Tuesday, January 26, 2010

They dont waste a minute.


Sorry for the absence in posting, very busy with school and this past weekend was my 23rd birthday. I made this weekend, school work free to enjoy time with my family and friends. In the back of my mind school was nagging at me still. Kept thinking of all the things I could be studying and upcoming assignments. I already have a pharmacology test on on Monday. Little nervous because I have never had this teacher before and I don't know her testing style. Hoping for multiple choice. I feel good though, between lecture and reading the book drugs are starting to make sense.
I'm beginning to feel overwhelmed with studying. So many things and so little time. I feel like I got alot of studying done today, and I plan to do more later.
Had med-surg clinical this week. This semester we are on a telemetry floor. Kinda excited because I work on a telemetry floor so now I can understand when nurses tell me certain things about patients or when I see the monitors.

Tuesday, January 19, 2010

Tests, quizzes, careplans, process recording, etc.

So yesterday was my first day of class and I already have a throbbing headache. Just looking at the syllabus for medsurg stressed me out. So many extra things to do on top of tests and quizzes, this was just one class. Pharmacology doesn't seem like its gonna be to bad, just have to stay on top of studying. I don't have psychology till tomorrow, but I had orientation on the unit today. I'm not gonna lie, being on the psych unit kinda freaked me out. I'm looking forward to it but I'm afraid a patient might just flip on me one day. The nurses on the unit seemed so calm and relaxed, but I guess they are used to it by now.
I'm just praying that I can make it through this semester and pass every class. Just have to take it one day at a time and study.
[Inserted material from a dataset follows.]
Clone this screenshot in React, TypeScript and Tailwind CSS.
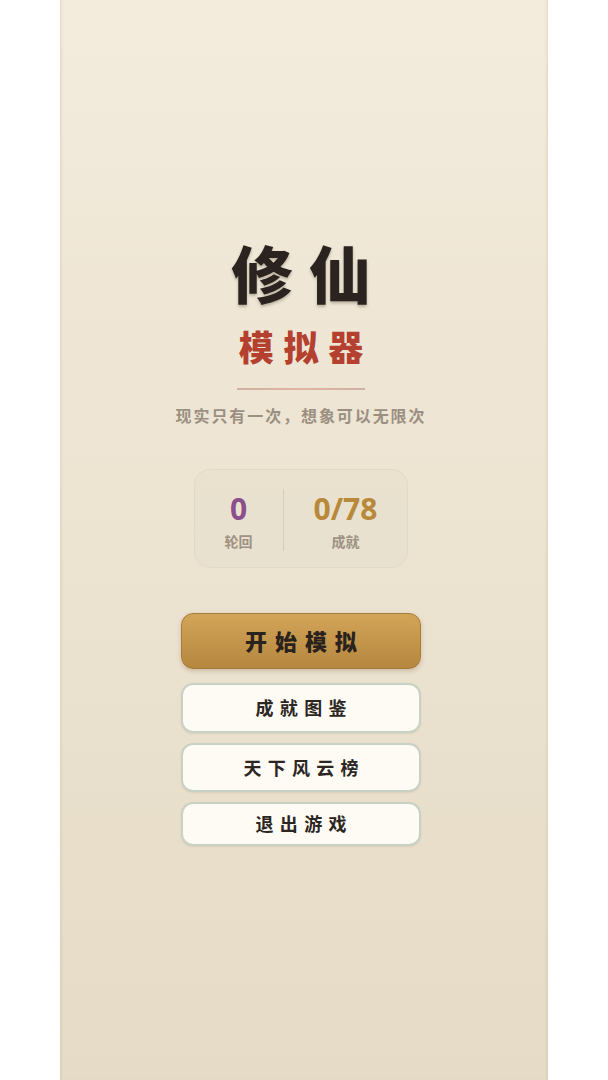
import React from 'react';

const font = { fontFamily: '"Noto Sans CJK SC", "Noto Sans", sans-serif' };
const num = { fontFamily: '"Open Sans", "Noto Sans", sans-serif' };

const MenuButton: React.FC<{ label: string; h: string }> = ({ label, h }) => (
  <button
    className={`w-full ${h} whitespace-nowrap rounded-xl border-2 border-[#c7d2c5] bg-[#fdfbf4] pl-[0.35em] text-[18px] font-bold tracking-[0.35em] text-[#2c2622] shadow-[0_1px_2px_rgba(120,100,70,0.12)]`}
  >
    {label}
  </button>
);

const App: React.FC = () => {
  return (
    <div className="min-h-screen bg-white flex justify-center" style={font}>
      <div className="w-[488px] min-h-screen bg-gradient-to-b from-[#f3ebdc] to-[#e5dbc6] shadow-[inset_3px_0_3px_-2px_rgba(150,130,100,0.18),inset_-3px_0_3px_-2px_rgba(150,130,100,0.18)] flex flex-col items-center pt-[241px] pr-[6px]">
        <h1 className="whitespace-nowrap pl-[0.26em] text-[62px] leading-none font-black tracking-[0.26em] text-[#2a231f] [text-shadow:0_2px_3px_rgba(60,40,20,0.3)]">
          修仙
        </h1>
        <h2 className="mt-[25px] whitespace-nowrap pl-[0.28em] text-[35px] leading-none font-black tracking-[0.28em] text-[#b4402f]">
          模拟器
        </h2>
        <div className="mt-[25px] h-[1.5px] w-[128px] bg-gradient-to-r from-[#cdb3a4] via-[#e2b2a2] to-[#cdb3a4]" />
        <p className="mt-[17px] whitespace-nowrap text-[16px] leading-none font-bold tracking-[0.12em] text-[#9b8f81]">
          现实只有一次，想象可以无限次
        </p>

        <div className="mt-[46px] flex items-stretch rounded-2xl border border-[#e2d9c7] bg-[#e9e0ce]/80 pt-[19px] pb-[16px]">
          <div className="flex flex-col items-center px-[30px]">
            <span className="text-[30px] leading-[40px] font-bold text-[#8b4f8c]" style={num}>0</span>
            <span className="mt-[2px] text-[14px] leading-[20px] font-bold text-[#9d9283]">轮回</span>
          </div>
          <div className="w-px bg-[#d6ccb9]" />
          <div className="flex flex-col items-center px-[30px]">
            <span className="text-[30px] leading-[40px] font-bold text-[#b8893a]" style={num}>0/78</span>
            <span className="mt-[2px] text-[14px] leading-[20px] font-bold text-[#9d9283]">成就</span>
          </div>
        </div>

        <div className="mt-[45px] w-[240px] flex flex-col gap-[10px]">
          <button className="w-full h-[56px] mb-[4px] whitespace-nowrap rounded-xl border border-[#a77b3c] bg-gradient-to-b from-[#d2a558] to-[#b6873f] pl-[0.36em] text-[22px] font-black tracking-[0.36em] text-[#2a221c] shadow-[0_2px_4px_rgba(120,80,30,0.25)]">
            开始模拟
          </button>
          <MenuButton label="成就图鉴" h="h-[50px]" />
          <MenuButton label="天下风云榜" h="h-[49px]" />
          <MenuButton label="退出游戏" h="h-[44px]" />
        </div>
      </div>
    </div>
  );
};

export default App;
Saturday, January 16, 2010

What am I getting myself into????


Trying to get together the strength to start studying. Class starts on Monday which is also the day of my first test, dosage calculations. Sorry for the absence of posting, busy week and I worked last night, which was hectic. I felt so bad for the nurses at work last night. They really are pushed to their limits. I can see why some of them warn me about becoming a nurse. They recieved seven admissions on the floor last night with one tech. It was crazy. The nurses get the short end of the stick, because they end up doing their job and the techs job. A tech could never help a nurse pass meds or do assessments.
I work at a magnet facility, which means nurses are treated with respect, and I can still see the stress that some nurses endure. Of course some handle it better then others. I wonder what type of nurse I will be?? Even through it all I still have the passion and drive to become a nurse. I know it will be stressful, you have someone elses health in your hands. If you are not careful it can be fatal.
There are so many career paths in nursing, which means I don't have to be stuck in a career rut . I just have to find my niche. I hope I can enjoy the ride until I do.
Until then I just have to get through this pesky thing called nursing school.

Monday, January 11, 2010

The countdown continues

Sorry I haven't posted in awhile. I work night shift on the weekend, which basically makes me a zombie in the daytime.
One week left and freedom as I know it is over. It is official my professor sent out the email with clinical groups and the first set of notes. Beginning the semester with cardiovascular, what fun.
I'm actually looking forward to psych nursing, even though I don't plan to pursue that field of nursing. Learning about the human mind interest me. Now I can start analyzing my family and friends, what fun they will find in that.

Thursday, January 7, 2010

Patent leather pleasure


A couple of days ago I received a scrub catalog in the mail. I fell in love with these black patent beauties by nursmates. A little upset I can't wear them to clinical because we can only wear white shoes. Being a lover of shoes, that is the one downside when it comes to nursing attire. There is not much options to chose from. I will definitely be purchasing them for work. I work as a nursing assistant.

10 days until school starts. I am enjoying actually going to the library for leisure instead of spending hours at an end there reading textbooks and writing care plans and term papers. I admit I am itching for classes to restart, because this brings me closer to graduation. I am also loathing the return to class because of the stress that accompanies it. Nursing school=no life.I feel like I only get to see and interact with my family, friends, and boyfriend in between semesters. When I don't have my nose buried in a nursing textbook I feel guilty. This semester I am taking medsurg II, psych nursing, and pharmacology, which means no free time for me. Being able to graduate with a Bachelors degree in nursing is what keeps my eye on the prize.

Wednesday, January 6, 2010

Where to Begin

The thought of starting a blog has been brewing in the back of my head for a long time. I just never knew what I would talk about and who would want to read. After going through the numerous tribulations of nursing school it came to me. Only nursing students could know what I am talking about and what I am going through. The late nights before clinicals studying med cards, the numerous evenings spent thumbing through nursing diagnosis books, and the oh so many mornings spent in clinical hoping that you don't get ripped another one by your clinical instructor. This blog is for all the nursing students out there who feel the passion to be a nurse but yet feel beat down by the system we know as nursing school. This blog is to follow my year and a half left to get my bachelors in nursing. My highs and my lows. The blood (literally), sweat and tears.